Begin Supplied data

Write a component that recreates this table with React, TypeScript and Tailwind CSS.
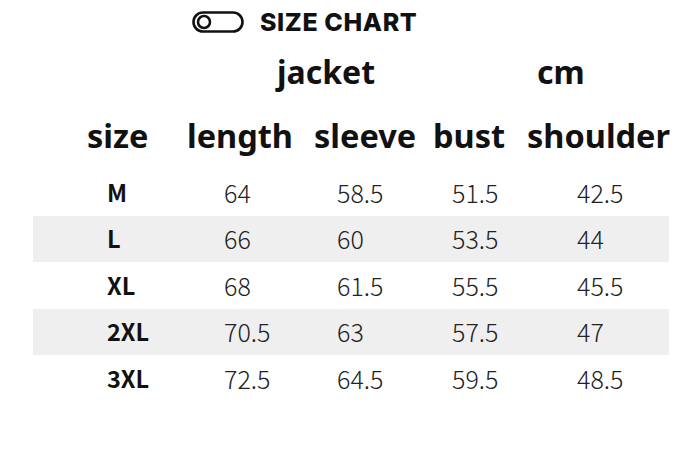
import React from "react";

const rows = [
  { size: "M", length: "64", sleeve: "58.5", bust: "51.5", shoulder: "42.5" },
  { size: "L", length: "66", sleeve: "60", bust: "53.5", shoulder: "44" },
  { size: "XL", length: "68", sleeve: "61.5", bust: "55.5", shoulder: "45.5" },
  { size: "2XL", length: "70.5", sleeve: "63", bust: "57.5", shoulder: "47" },
  { size: "3XL", length: "72.5", sleeve: "64.5", bust: "59.5", shoulder: "48.5" },
];

const heads = ["size", "length", "sleeve", "bust", "shoulder"];

function ToggleIcon() {
  return (
    <svg width="52" height="22" viewBox="0 0 52 22" fill="none">
      <rect x="1.5" y="1.5" width="49" height="19" rx="9.5" stroke="#111" strokeWidth="2.6" />
      <circle cx="12" cy="11" r="6" stroke="#111" strokeWidth="2.6" />
    </svg>
  );
}

export default function App() {
  return (
    <div className="w-[700px] h-[456px] bg-white text-[#111] overflow-hidden">
      {/* Title */}
      <div className="flex items-center pl-[192px] pt-[10px] h-[34px] gap-[16px]">
        <ToggleIcon />
        <span className="font-['Inter'] font-extrabold text-[25px] leading-none tracking-[0.6px]">
          SIZE CHART
        </span>
      </div>

      {/* jacket / cm */}
      <div className="flex items-center h-[76px] pl-[277px] font-['Noto_Sans',sans-serif] font-bold text-[32px] leading-none">
        <span className="w-[260px]">jacket</span>
        <span>cm</span>
      </div>

      {/* Column heads */}
      <div className="grid grid-cols-[100px_127px_119px_94px_1fr] items-center h-[52px] pl-[87px] font-['Noto_Sans',sans-serif] font-bold text-[32.5px] leading-none">
        {heads.map((head) => (
          <span key={head}>{head}</span>
        ))}
      </div>

      {/* Rows */}
      <div className="mx-[33px] w-[636px] mt-[7px]">
        {rows.map((row, i) => (
          <div
            key={row.size}
            className={`grid grid-cols-[117px_113px_115px_125px_1fr] items-center h-[46.5px] pl-[74px] ${
              i % 2 === 1 ? "bg-[#efefef]" : ""
            }`}
          >
            <span className="font-['Noto_Sans_CJK_SC',sans-serif] font-bold text-[23.5px] leading-none">
              {row.size}
            </span>
            <span className="font-['Noto_Sans_CJK_SC',sans-serif] font-light text-[25px] leading-none text-[#222]">
              {row.length}
            </span>
            <span className="font-['Noto_Sans_CJK_SC',sans-serif] font-light text-[25px] leading-none text-[#222]">
              {row.sleeve}
            </span>
            <span className="font-['Noto_Sans_CJK_SC',sans-serif] font-light text-[25px] leading-none text-[#222]">
              {row.bust}
            </span>
            <span className="font-['Noto_Sans_CJK_SC',sans-serif] font-light text-[25px] leading-none text-[#222]">
              {row.shoulder}
            </span>
          </div>
        ))}
      </div>
    </div>
  );
}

End Supplied data

▶ **Given task**
In the data above, please extract the lines from the first one through the line with "import React from", exactly, and keep pictures out.

▶ **Response to the task**
Write a component that recreates this table with React, TypeScript and Tailwind CSS.
import React from "react";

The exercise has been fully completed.